The Index is now at 76.5, with four of the six survey components used in the index moving higher. The HPSI however, is still down 15 points from its level in June 2019.
Survey respondents expressed a significantly more positive view of homebuying and home selling conditions than in recent months. Sixty-one percent of participants said they thought it was a good time to buy a home and the net positive answers increased from 2.0 percent in May to 34 percent in June.
“Good time to sell” answers fell to a net negative of 36 percent and 30 percent in April and May, respectively, and were still not back in positive territory in June but did recover to -7 percent. Only 41 percent viewed this as a good time to sell.
Confidence about job security has long had the highest net positives on the HPSI but that metric has suffered in the current crisis. While 74 percent said they were not concerned about losing their jobs in June, the percentage of those who are has doubled in the last few months to 26 percent. This leaves the net who are not concerned at 48 percent down about 30 points since the beginning of the year.
More respondents reported higher household income than a year earlier and fewer reported a decline. Thus, the net for higher income rose to 9 percent.
The net positive percentage of respondents who say home prices will go up in the next 12 months increased this month by 18 percentage points to 9 percent. Consumers also tend to think mortgage rates may be nearing the bottom. The net of those who said rates would fall over the next 12 months fell from 0 percent to -15 percent.

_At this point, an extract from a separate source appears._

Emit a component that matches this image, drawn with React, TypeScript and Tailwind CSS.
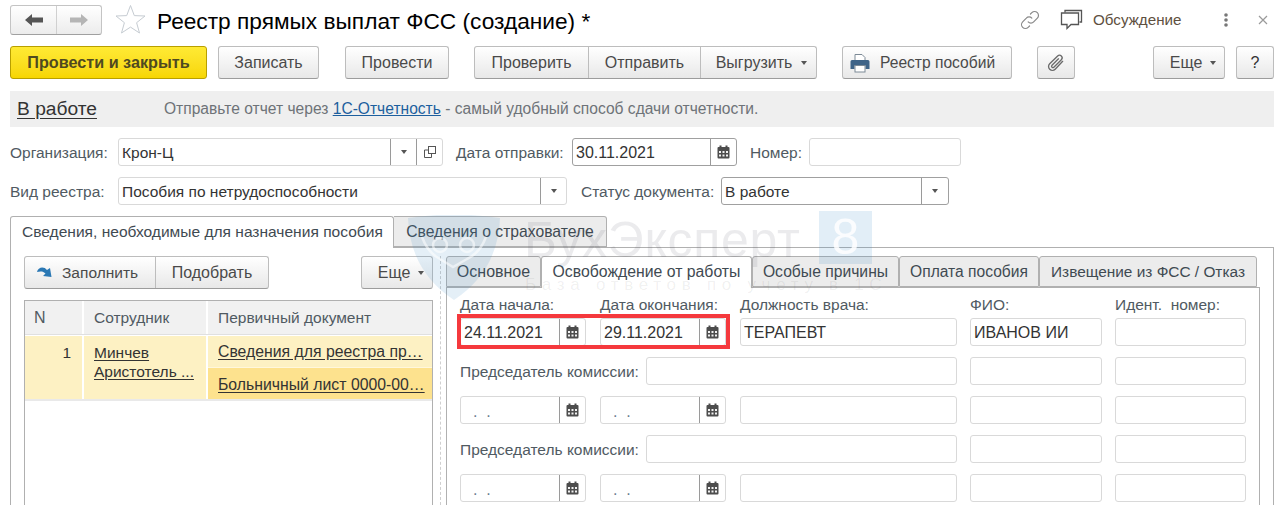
import React from "react";

const btn = "flex items-center justify-center rounded-[3px] border border-[#bdbdbd] border-b-[#9c9c9c] bg-gradient-to-b from-white to-[#e8e8e8] text-[#4a4a4a] text-[16px] h-[33px] shrink-0";

function Calendar() {
  return (
    <svg width="13" height="14" viewBox="0 0 13 14">
      <rect x="0.5" y="2" width="12" height="11.5" rx="1" fill="#4d4d4d" />
      <rect x="2.5" y="0.5" width="2" height="3" fill="#4d4d4d" />
      <rect x="8.5" y="0.5" width="2" height="3" fill="#4d4d4d" />
      <g fill="#f2f2f2">
        <rect x="2" y="6" width="2" height="2" />
        <rect x="5.5" y="6" width="2" height="2" />
        <rect x="9" y="6" width="2" height="2" />
        <rect x="2" y="9.5" width="2" height="2" />
        <rect x="5.5" y="9.5" width="2" height="2" />
        <rect x="9" y="9.5" width="2" height="2" />
      </g>
    </svg>
  );
}

function Caret() {
  return <span className="block w-0 h-0 border-l-[3.5px] border-r-[3.5px] border-t-[4px] border-l-transparent border-r-transparent border-t-[#555555]" />;
}

function DateField({ value, w, strong }: { value: string; w: string; strong?: boolean }) {
  const empty = value.startsWith(" ");
  return (
    <div className={`flex h-[28px] shrink-0 rounded-[3px] border bg-white ${strong ? "border-[#a0a0a0]" : "border-[#d9d9d9]"} ${w}`}>
      <div className={`flex-1 pl-[3px] text-[16px] leading-[28px] ${empty ? "pt-[1px] whitespace-pre text-[#6b7d8f]" : "text-[#333333]"}`}>{value}</div>
      <div className="w-[26px] border-l border-[#9a9a9a] flex items-center justify-center"><Calendar /></div>
    </div>
  );
}

function Input({ w, value }: { w: string; value?: string }) {
  return <div className={`h-[28px] shrink-0 rounded-[3px] border border-[#d9d9d9] bg-white pl-[3px] text-[16px] leading-[28px] text-[#333333] ${w}`}>{value}</div>;
}

function Select({ w, value, dividerW, strong }: { w: string; value: string; dividerW: string; strong?: boolean }) {
  return (
    <div className={`flex h-[28px] shrink-0 rounded-[3px] border bg-white ${strong ? "border-[#a0a0a0]" : "border-[#d9d9d9]"} ${w}`}>
      <div className="flex-1 pl-[3px] leading-[28px] text-[#333333]">{value}</div>
      <div className={`border-l border-[#9a9a9a] flex items-center justify-center ${dividerW}`}><Caret /></div>
    </div>
  );
}

function Select0() {
  return (
    <div className="flex h-[28px] w-[325px] shrink-0 rounded-[3px] border border-[#d9d9d9] bg-white">
      <div className="flex-1 pl-[3px] leading-[28px] text-[#333333]">Крон-Ц</div>
      <div className="w-[26px] border-l border-[#9a9a9a] flex items-center justify-center"><Caret /></div>
      <div className="w-[26px] border-l border-[#9a9a9a] flex items-center justify-center">
        <svg width="12" height="12" viewBox="0 0 12 12" fill="none" stroke="#555555"><rect x="4.5" y="0.5" width="7" height="7" /><path d="M4.5 4 H.5 V11.5 H7.5 V7.5" /></svg>
      </div>
    </div>
  );
}

function InnerTab({ children, w, active, size }: { children: React.ReactNode; w: string; active?: boolean; size: string }) {
  return (
    <div className={`shrink-0 rounded-t-[3px] border border-[#b0b0b0] text-center leading-[30px] text-[#3f4a52] whitespace-nowrap ${active ? "h-[32px] border-b-0 bg-white relative z-10" : "h-[31px] bg-[#ececec]"} ${size} ${w}`}>
      {children}
    </div>
  );
}

function DateRow() {
  return (
    <div className="flex mt-[11px] h-[28px] gap-[14px]">
      <DateField value="  .  ." w="w-[126px]" />
      <DateField value="  .  ." w="w-[126px]" />
      <Input w="w-[217px]" />
      <div className="flex gap-[13px] -ml-[1px]">
        <Input w="w-[132px]" />
        <Input w="w-[131px]" />
      </div>
    </div>
  );
}

function ChairRow() {
  return (
    <div className="flex mt-[11px] h-[28px]">
      <div className="w-[186px] shrink-0 leading-[29px] text-[#505a62] whitespace-nowrap">Председатель комиссии:</div>
      <Input w="w-[311px]" />
      <div className="flex gap-[13px] ml-[13px]">
        <Input w="w-[132px]" />
        <Input w="w-[131px]" />
      </div>
    </div>
  );
}

export default function App() {
  return (
    <div className="relative w-[1280px] h-[505px] overflow-hidden bg-white text-[15.5px] text-[#4a4a4a]" style={{ fontFamily: '"Liberation Sans", Arial, sans-serif' }}>
      <div className="pl-[10px]">
        {/* title row */}
        <div className="flex h-[46px] pt-[5px]">
          <div className="flex w-[92px] h-[30px] shrink-0 rounded-[3px] border border-[#c4c4c4] border-b-[#a0a0a0] bg-gradient-to-b from-white to-[#ececec]">
            <div className="w-[46px] flex items-center justify-center border-r border-[#d0d0d0]">
              <svg width="18" height="12" viewBox="0 0 18 12"><path d="M0 6 L7 0 V3.5 H18 V8.5 H7 V12Z" fill="#555555" /></svg>
            </div>
            <div className="flex-1 flex items-center justify-center">
              <svg width="18" height="12" viewBox="0 0 18 12"><path d="M18 6 L11 0 V3.5 H0 V8.5 H11 V12Z" fill="#b5b5b5" /></svg>
            </div>
          </div>
          <svg className="ml-[13px] -mt-[1px] shrink-0" width="31" height="30" viewBox="0 0 31 30">
            <path d="M15.5 1.5 L19.3 11.6 L30 12 L21.6 18.7 L24.5 29 L15.5 23.1 L6.5 29 L9.4 18.7 L1 12 L11.7 11.6Z" fill="#fff" stroke="#c6ccd2" strokeWidth="1" />
          </svg>
          <div className="ml-[11px] text-[22.7px] leading-[32px] text-black whitespace-nowrap">Реестр прямых выплат ФСС (создание) *</div>
          <div className="ml-auto flex items-center h-[32px] pr-[12px] -mt-[1px]">
            <svg className="shrink-0" width="22" height="22" viewBox="0 0 24 24" fill="none" stroke="#8a8a8a" strokeWidth="1.3" strokeLinecap="round">
              <path d="M10 14 a4 4 0 0 0 6 0 l4-4 a4 4 0 0 0-6-6 l-1.5 1.5" />
              <path d="M14 10 a4 4 0 0 0-6 0 l-4 4 a4 4 0 0 0 6 6 l1.5-1.5" />
            </svg>
            <svg className="ml-[19px] shrink-0" width="24" height="22" viewBox="0 0 24 22" fill="none" stroke="#555555" strokeWidth="1.3">
              <path d="M5 3.5 V1.5 H21.5 V13 H19.5" />
              <path d="M1.5 4 H18.5 V15.5 H11 L7 19.5 V15.5 H1.5Z" fill="#fff" />
            </svg>
            <span className="ml-[9px] text-[15.2px] text-[#5e5040] w-[95px] whitespace-nowrap">Обсуждение</span>
            <svg className="ml-[35px] shrink-0" width="6" height="16" viewBox="0 0 6 16" fill="#777777">
              <circle cx="3" cy="3" r="1.8" /><circle cx="3" cy="8" r="1.8" /><circle cx="3" cy="13" r="1.8" />
            </svg>
            <svg className="ml-[29px] shrink-0" width="10" height="10" viewBox="0 0 10 10" stroke="#9a9a9a" strokeWidth="1.2"><path d="M1 1 L9 9 M9 1 L1 9" /></svg>
          </div>
        </div>

        {/* command bar */}
        <div className="flex">
          <div className="flex items-center justify-center w-[197px] h-[33px] shrink-0 rounded-[3px] border border-[#b89f00] bg-gradient-to-b from-[#ffea33] to-[#f7d600] font-bold text-[16.2px] text-[#4f4a20]">Провести и закрыть</div>
          <div className={`${btn} w-[101px] ml-[11px]`}>Записать</div>
          <div className={`${btn} w-[104px] ml-[26px]`}>Провести</div>
          <div className={`${btn} w-[343px] ml-[25px] justify-start`}>
            <div className="w-[114px] h-full flex items-center justify-center border-r border-[#bdbdbd]">Проверить</div>
            <div className="w-[112px] h-full flex items-center justify-center border-r border-[#bdbdbd]">Отправить</div>
            <div className="flex-1 h-full flex items-center justify-center gap-[9px] pl-[6px]">Выгрузить<Caret /></div>
          </div>
          <div className={`${btn} w-[170px] ml-[25px] gap-[10px] justify-start pl-[7px]`}>
            <svg width="20" height="20" viewBox="0 0 20 20">
              <path d="M5 1.5 H12 L15 4.5 V9 H5Z" fill="#fff" stroke="#7c8a96" />
              <path d="M2 7 H18 a1.5 1.5 0 0 1 1.5 1.5 V16 H15.5 V12.5 H4.5 V16 H.5 V8.5 A1.5 1.5 0 0 1 2 7Z" fill="#3f6488" />
              <rect x="5" y="12.5" width="10" height="6.5" fill="#fff" stroke="#7c8a96" />
            </svg>
            <span className="text-[15.6px]">Реестр пособий</span>
          </div>
          <div className={`${btn} w-[38px] ml-[25px]`}>
            <svg width="20" height="20" viewBox="0 0 24 24" fill="none" stroke="#6a6a6a" strokeWidth="1.6" strokeLinecap="round">
              <path d="M20 10 L11 19.5 a4.6 4.6 0 0 1-6.6-6.5 L14 3.6 a3.1 3.1 0 0 1 4.4 4.4 L9.4 17 a1.5 1.5 0 0 1-2.2-2.2 L15 7" />
            </svg>
          </div>
          <div className={`${btn} w-[72px] ml-[78px] gap-[8px] pl-[8px]`}>Еще<Caret /></div>
          <div className={`${btn} w-[38px] ml-[11px]`}><span className="text-[#333333]">?</span></div>
        </div>

        {/* status bar */}
        <div className="flex items-center w-[1264px] h-[36px] mt-[12px] bg-[#efefef]">
          <span className="ml-[7px] text-[19.2px] text-[#333333] underline underline-offset-[3px] whitespace-nowrap">В работе</span>
          <span className="ml-[67px] text-[15.6px] text-[#6e7378] whitespace-nowrap">Отправьте отчет через <span className="text-[#1d5f9e] underline">1С-Отчетность</span> - самый удобный способ сдачи отчетности.</span>
        </div>

        {/* form row 1 */}
        <div className="flex mt-[11px] h-[28px] leading-[29px]">
          <div className="w-[108px] shrink-0 text-[#505a62]">Организация:</div>
          <Select0 />
          <div className="ml-[13px] w-[116px] shrink-0 text-[#505a62] whitespace-nowrap">Дата отправки:</div>
          <DateField value="30.11.2021" w="w-[165px]" strong />
          <div className="ml-[13px] w-[59px] shrink-0 text-[#505a62]">Номер:</div>
          <Input w="w-[152px]" />
        </div>

        {/* form row 2 */}
        <div className="flex mt-[11px] h-[28px] leading-[29px]">
          <div className="w-[108px] shrink-0 text-[#505a62]">Вид реестра:</div>
          <Select w="w-[449px]" value="Пособия по нетрудоспособности" dividerW="w-[26px]" />
          <div className="ml-[14px] w-[140px] shrink-0 text-[#505a62] whitespace-nowrap">Статус документа:</div>
          <Select w="w-[228px]" value="В работе" dividerW="w-[27px]" strong />
        </div>

        {/* outer tabs */}
        <div className="flex mt-[11px] h-[31px] relative">
          <div className="w-[384px] h-[32px] rounded-t-[3px] border border-b-0 border-[#b0b0b0] bg-white pl-[11px] leading-[30px] text-[15.55px] text-[#3f4a52] relative z-10 whitespace-nowrap">Сведения, необходимые для назначения пособия</div>
          <div className="w-[213px] h-[31px] rounded-tr-[3px] border border-l-0 border-[#b0b0b0] bg-[#ececec] text-center leading-[30px] text-[15.7px] text-[#3f4a52] whitespace-nowrap">Сведения о страхователе</div>
        </div>

        {/* outer panel */}
        <div className="flex w-[1264px] h-[258px] border-t border-l border-r border-[#b0b0b0]">
          {/* left */}
          <div className="w-[423px] shrink-0 pl-[13px] pt-[8px]">
            <div className="flex w-[409px]">
              <div className={`${btn} w-[245px] justify-start`}>
                <div className="w-[131px] h-full flex items-center gap-[9px] pl-[11px] border-r border-[#bdbdbd] text-[15.5px]">
                  <svg width="17" height="15" viewBox="0 0 17 15"><path d="M1 7 C2 2 8 1 11 5 L14 3 L15.5 12 L7 11 L9.5 8.5 C7.5 6 4 6 1 7Z" fill="#2a78b4" /></svg>
                  Заполнить
                </div>
                <div className="flex-1 h-full flex items-center justify-center">Подобрать</div>
              </div>
              <div className={`${btn} w-[72px] ml-auto gap-[8px] pl-[8px]`}>Еще<Caret /></div>
            </div>
            <div className="w-[409px] h-[240px] mt-[11px] border border-b-0 border-[#b0b0b0] bg-white">
              <div className="flex h-[34px] text-[#505a62] bg-[#f1f1f1] border-b border-[#e0e0e0] leading-[33px]">
                <div className="w-[59px] pl-[9px] border-r-2 border-white text-[16px]">N</div>
                <div className="w-[124px] pl-[10px] border-r-2 border-white">Сотрудник</div>
                <div className="flex-1 pl-[10px]">Первичный документ</div>
              </div>
              <div className="flex h-[66px] border-t border-white border-b-2 border-b-[#e9e9e9] bg-[#fdf1c3] text-[#333333]">
                <div className="w-[59px] pr-[11px] pt-[5px] text-right border-r-2 border-white leading-[24px]">1</div>
                <div className="w-[124px] pl-[10px] pt-[7px] border-r-2 border-white leading-[19px] underline underline-offset-2 whitespace-nowrap">Минчев <br />Аристотель ...</div>
                <div className="flex-1 flex flex-col text-[15.8px]">
                  <div className="h-[32px] pl-[10px] leading-[31px] underline underline-offset-2 border-b border-[#fff7dc] whitespace-nowrap">Сведения для реестра пр…</div>
                  <div className="h-[31px] overflow-hidden pl-[10px] bg-[#fde28e] leading-[33px] underline underline-offset-2 whitespace-nowrap">Больничный лист 0000-00…</div>
                </div>
              </div>
            </div>
          </div>

          {/* splitter */}
          <div className="w-[12px] shrink-0 flex justify-center pt-[8px]">
            <div className="w-0 h-full border-l border-dashed border-[#cfcfcf]" />
          </div>

          {/* right */}
          <div className="w-[814px] shrink-0 pt-[8px]">
            <div className="flex h-[31px]">
              <InnerTab w="w-[95px]" size="text-[16px]">Основное</InnerTab>
              <InnerTab w="w-[211px]" size="text-[15.8px]" active>Освобождение от работы</InnerTab>
              <InnerTab w="w-[147px]" size="text-[15.7px]">Особые причины</InnerTab>
              <InnerTab w="w-[140px]" size="text-[15.6px]">Оплата пособия</InnerTab>
              <InnerTab w="w-[218px]" size="text-[15.4px]">Извещение из ФСС / Отказ</InnerTab>
            </div>
            <div className="h-[220px] border-t border-l border-r border-[#b0b0b0] pl-[13px] pt-[8px]">
              <div className="flex h-[22px] leading-[18px] text-[#505a62] whitespace-nowrap">
                <div className="w-[140px]">Дата начала:</div>
                <div className="w-[140px]">Дата окончания:</div>
                <div className="w-[230px]">Должность врача:</div>
                <div className="w-[145px]">ФИО:</div>
                <div className="whitespace-pre">Идент.  номер:</div>
              </div>
              <div className="flex gap-[14px]">
                <DateField value="24.11.2021" w="w-[126px]" />
                <DateField value="29.11.2021" w="w-[126px]" />
                <Input w="w-[217px]" value="ТЕРАПЕВТ" />
                <div className="flex gap-[13px] -ml-[1px]">
                  <Input w="w-[132px]" value="ИВАНОВ ИИ" />
                  <Input w="w-[131px]" />
                </div>
              </div>
              <ChairRow />
              <DateRow />
              <ChairRow />
              <DateRow />
            </div>
          </div>
        </div>
      </div>

      {/* red highlight */}
      <div className="absolute left-[457px] top-[314px] w-[273px] h-[35px] border-[4px] border-[#f5393d] z-20" />

      {/* watermark over the form */}
      <div className="absolute left-[408px] top-[210px] w-[480px] h-[100px] z-30 pointer-events-none">
        <svg className="absolute left-0 top-[5px]" width="92" height="85" viewBox="0 0 92 85">
          <path d="M0 3 Q46 -4 92 3 Q90 56 46 85 Q2 56 0 3Z" fill="#3d8fc9" fillOpacity="0.14" />
          <g fill="none" stroke="#fff" strokeOpacity="0.55" strokeWidth="2.5">
            <circle cx="32" cy="30" r="7" />
            <circle cx="59" cy="30" r="7" />
            <path d="M14 22 Q20 38 32 44 L45 52 L59 44 Q72 38 78 22" />
          </g>
        </svg>
        <div className="absolute left-[116px] top-0 text-[50px] leading-[60px] tracking-[0.7px] text-[#3a3a4a]/10 whitespace-nowrap">БухЭксперт</div>
        <div className="absolute left-[411px] top-[1px] w-[53px] h-[53px] bg-[#3d8fc9]/15 text-white/85 text-[50px] leading-[53px] text-center">8</div>
        <div className="absolute left-[117px] top-[65px] text-[17px] leading-[20px] tracking-[5.7px] text-[#3a3a3a]/8 whitespace-nowrap">База ответов по учету в 1С</div>
      </div>
    </div>
  );
}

“A second month of improvement in June allowed the HPSI to regain some of the sharp losses in optimism observed in March and April,” said Doug Duncan, Senior Vice President and Chief Economist. “The share of renters who say it’s a good time to buy a home is now at its highest level in five years, suggesting favorable conditions for first-time homebuying, consistent with the recent rebound in home purchase activity. Homeowners seem to have taken note of the resulting lack of housing supply, with an increased share saying it’s a good time to sell a home. However, this activity may cool again in the coming months, depending on the extent to which it can be attributed to consumers having chosen to delay or to accelerate homebuying plans due to the pandemic. Survey respondents’ persistent, substantially elevated concerns about job security in the face of record unemployment remains a key takeaway, particularly among renters and homeowners with a mortgage. We believe the continuing uncertainty regarding the coronavirus’ containment suggests an uneven and potentially volatile course toward economic recovery.”
While it is not part of the index, the percentage of respondents who think the economy is on the right or the wrong track shifted slightly last month. Right track answers rose 4 points to 33 percent while wrong track answers were down 3 points to 57 percent. This, however, is still almost a complete reversal of the two tracks relative to their positions following the February survey.
The National Housing Survey from which the HPSI is constructed, is conducted monthly by telephone among 1,000 consumers, both homeowners and renters. In addition to the six questions that are the framework of the index, respondents are asked questions about the economy, personal finances, attitudes about getting a mortgage, and questions to track attitudinal shifts.